ESPN.com said Thursday that unnamed sources had confirmed Sterling's illness, first reported by the New York Post.
 
On Tuesday, Silver banned Sterling for life from all league activities and fined him $2.5 million over racially charged comments he made to his girlfriend that caused a furor within basketball and beyond after they were aired at the weekend.
 
"This afternoon the Advisory/Finance Committee met via conference call to discuss the process for termination of Donald T. Sterling's ownership of the Los Angeles Clippers," NBA executive vice president Mike Bass said in a brief statement.
 
"The committee unanimously agreed to move forward as expeditiously as possible and will reconvene next week."  

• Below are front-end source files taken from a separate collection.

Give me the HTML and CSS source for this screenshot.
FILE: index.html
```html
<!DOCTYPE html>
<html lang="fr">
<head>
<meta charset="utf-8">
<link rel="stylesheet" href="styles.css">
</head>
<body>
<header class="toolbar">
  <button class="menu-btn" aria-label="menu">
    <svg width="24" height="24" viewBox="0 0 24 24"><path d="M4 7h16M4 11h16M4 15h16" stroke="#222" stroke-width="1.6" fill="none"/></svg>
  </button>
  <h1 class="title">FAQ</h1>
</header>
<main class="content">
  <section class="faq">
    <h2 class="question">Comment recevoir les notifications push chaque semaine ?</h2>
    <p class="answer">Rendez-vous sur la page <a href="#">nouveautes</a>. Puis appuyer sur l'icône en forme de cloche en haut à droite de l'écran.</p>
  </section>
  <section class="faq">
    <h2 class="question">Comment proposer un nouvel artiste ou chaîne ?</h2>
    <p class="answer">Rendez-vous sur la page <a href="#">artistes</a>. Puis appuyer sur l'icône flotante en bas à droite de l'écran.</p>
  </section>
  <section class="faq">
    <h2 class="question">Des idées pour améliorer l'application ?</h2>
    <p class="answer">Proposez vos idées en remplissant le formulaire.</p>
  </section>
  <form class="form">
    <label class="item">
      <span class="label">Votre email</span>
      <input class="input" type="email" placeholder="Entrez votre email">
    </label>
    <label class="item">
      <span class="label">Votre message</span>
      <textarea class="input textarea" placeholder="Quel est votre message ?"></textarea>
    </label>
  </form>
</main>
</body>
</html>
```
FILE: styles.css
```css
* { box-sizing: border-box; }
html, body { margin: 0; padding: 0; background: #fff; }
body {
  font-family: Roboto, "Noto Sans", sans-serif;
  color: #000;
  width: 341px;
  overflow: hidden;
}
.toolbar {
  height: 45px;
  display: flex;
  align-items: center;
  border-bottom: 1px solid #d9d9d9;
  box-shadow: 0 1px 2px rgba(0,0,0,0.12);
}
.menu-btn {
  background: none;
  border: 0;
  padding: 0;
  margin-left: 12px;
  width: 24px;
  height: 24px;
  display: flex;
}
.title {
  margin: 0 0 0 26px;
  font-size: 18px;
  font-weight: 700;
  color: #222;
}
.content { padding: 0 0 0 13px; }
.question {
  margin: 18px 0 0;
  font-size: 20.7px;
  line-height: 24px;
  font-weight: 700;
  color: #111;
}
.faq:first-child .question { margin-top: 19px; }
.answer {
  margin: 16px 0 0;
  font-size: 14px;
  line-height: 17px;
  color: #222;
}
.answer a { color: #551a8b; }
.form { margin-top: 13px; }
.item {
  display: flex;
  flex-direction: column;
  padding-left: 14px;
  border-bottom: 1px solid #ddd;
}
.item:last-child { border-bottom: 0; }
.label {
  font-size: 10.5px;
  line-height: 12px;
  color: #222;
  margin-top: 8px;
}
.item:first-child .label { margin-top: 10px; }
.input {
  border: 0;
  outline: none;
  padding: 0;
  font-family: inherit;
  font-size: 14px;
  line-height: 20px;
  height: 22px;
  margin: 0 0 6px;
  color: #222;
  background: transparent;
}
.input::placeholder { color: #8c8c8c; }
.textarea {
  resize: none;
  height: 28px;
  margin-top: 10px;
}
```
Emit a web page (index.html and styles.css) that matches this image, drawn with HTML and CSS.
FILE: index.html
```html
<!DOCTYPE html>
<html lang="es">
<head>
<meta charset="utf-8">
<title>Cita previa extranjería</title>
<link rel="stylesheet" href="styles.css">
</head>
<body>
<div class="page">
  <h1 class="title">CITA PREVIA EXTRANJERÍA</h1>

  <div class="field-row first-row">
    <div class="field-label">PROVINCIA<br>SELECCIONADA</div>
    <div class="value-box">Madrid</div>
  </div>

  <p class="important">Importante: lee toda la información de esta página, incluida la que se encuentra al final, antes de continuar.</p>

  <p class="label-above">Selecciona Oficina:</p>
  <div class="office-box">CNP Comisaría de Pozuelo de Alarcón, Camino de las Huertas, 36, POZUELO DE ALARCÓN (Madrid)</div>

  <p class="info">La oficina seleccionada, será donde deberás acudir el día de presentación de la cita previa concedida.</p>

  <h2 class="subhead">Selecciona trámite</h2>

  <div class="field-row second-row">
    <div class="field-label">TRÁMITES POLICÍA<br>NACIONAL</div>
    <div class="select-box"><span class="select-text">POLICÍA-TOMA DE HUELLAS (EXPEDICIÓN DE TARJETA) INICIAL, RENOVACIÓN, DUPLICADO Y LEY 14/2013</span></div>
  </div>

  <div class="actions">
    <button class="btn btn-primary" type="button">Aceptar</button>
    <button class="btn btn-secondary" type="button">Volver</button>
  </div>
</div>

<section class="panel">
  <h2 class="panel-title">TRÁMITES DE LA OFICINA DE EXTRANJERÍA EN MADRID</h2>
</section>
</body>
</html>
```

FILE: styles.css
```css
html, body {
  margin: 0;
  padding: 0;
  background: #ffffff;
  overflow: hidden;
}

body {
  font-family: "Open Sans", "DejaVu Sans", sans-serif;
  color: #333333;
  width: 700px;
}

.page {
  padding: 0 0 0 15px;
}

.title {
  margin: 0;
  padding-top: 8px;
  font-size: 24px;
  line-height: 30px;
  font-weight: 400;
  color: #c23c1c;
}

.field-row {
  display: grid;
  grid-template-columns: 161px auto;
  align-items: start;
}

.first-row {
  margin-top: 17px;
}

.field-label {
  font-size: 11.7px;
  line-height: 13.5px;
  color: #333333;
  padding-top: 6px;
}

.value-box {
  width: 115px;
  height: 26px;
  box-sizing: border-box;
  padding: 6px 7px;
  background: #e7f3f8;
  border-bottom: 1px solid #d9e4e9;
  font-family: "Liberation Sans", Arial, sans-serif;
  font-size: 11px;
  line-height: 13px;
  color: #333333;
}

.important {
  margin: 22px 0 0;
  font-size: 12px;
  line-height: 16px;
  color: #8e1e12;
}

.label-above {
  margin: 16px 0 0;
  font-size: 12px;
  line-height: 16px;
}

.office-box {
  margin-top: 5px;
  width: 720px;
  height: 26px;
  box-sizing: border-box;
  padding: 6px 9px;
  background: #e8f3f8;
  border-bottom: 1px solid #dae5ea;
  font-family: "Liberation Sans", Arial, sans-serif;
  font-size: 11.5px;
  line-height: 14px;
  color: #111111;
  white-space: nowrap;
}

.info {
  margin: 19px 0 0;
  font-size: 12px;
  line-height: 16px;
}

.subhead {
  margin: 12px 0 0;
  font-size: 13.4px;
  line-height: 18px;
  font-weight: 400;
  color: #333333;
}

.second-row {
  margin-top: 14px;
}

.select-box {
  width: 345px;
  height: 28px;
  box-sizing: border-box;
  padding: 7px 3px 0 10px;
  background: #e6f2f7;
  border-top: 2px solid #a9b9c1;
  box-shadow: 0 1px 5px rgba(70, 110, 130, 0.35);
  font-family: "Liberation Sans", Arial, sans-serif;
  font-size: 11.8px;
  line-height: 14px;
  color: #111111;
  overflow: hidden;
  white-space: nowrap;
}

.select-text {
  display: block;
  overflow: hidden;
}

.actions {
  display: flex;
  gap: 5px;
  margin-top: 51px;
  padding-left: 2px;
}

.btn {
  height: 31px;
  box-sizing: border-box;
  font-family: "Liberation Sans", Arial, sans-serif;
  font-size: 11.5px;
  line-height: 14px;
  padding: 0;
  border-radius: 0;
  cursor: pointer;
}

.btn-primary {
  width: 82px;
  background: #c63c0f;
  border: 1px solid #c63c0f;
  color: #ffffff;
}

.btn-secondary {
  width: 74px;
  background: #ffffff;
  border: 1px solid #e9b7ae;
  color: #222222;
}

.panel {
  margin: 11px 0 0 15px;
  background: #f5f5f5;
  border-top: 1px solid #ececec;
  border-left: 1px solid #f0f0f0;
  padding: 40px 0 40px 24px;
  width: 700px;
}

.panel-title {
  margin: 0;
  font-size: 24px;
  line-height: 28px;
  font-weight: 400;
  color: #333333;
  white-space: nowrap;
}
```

A move to force Sterling to sell would require the approval of three-quarters of the other 29 NBA owners, and Silver said Tuesday he was confident of gaining the needed votes.
 
Sterling snapped up the Clippers for $12 million in 1981. The club is now worth at least $575 million.
 
A swarm of high-profile potential buyers has already surfaced, although Sterling could tie things up if he chooses to challenge any NBA action in court.
 
Under NBA rules, before the league can force him to sell Sterling must be presented with written charges and given time to respond.
 
Silver would then convene the board of governors, which would vote after hearing evidence in the case.
 
While the NBA began to pick its way through the process, fallout continued outside of basketball.
 
The president of the Los Angeles chapter of the NAACP resigned Thursday amid questions about the civil rights organization's relationship with Sterling.
 
Leon Jenkins had announced this week that the group was dropping plans to present Sterling with a lifetime achievement award and would be returning donations Sterling had made to the organization.
 
Nevertheless, questions lingered about the chapter's ties to Sterling, who had previously faced allegations he discriminated against black, Hispanic and Korean tenants at some of his rental properties.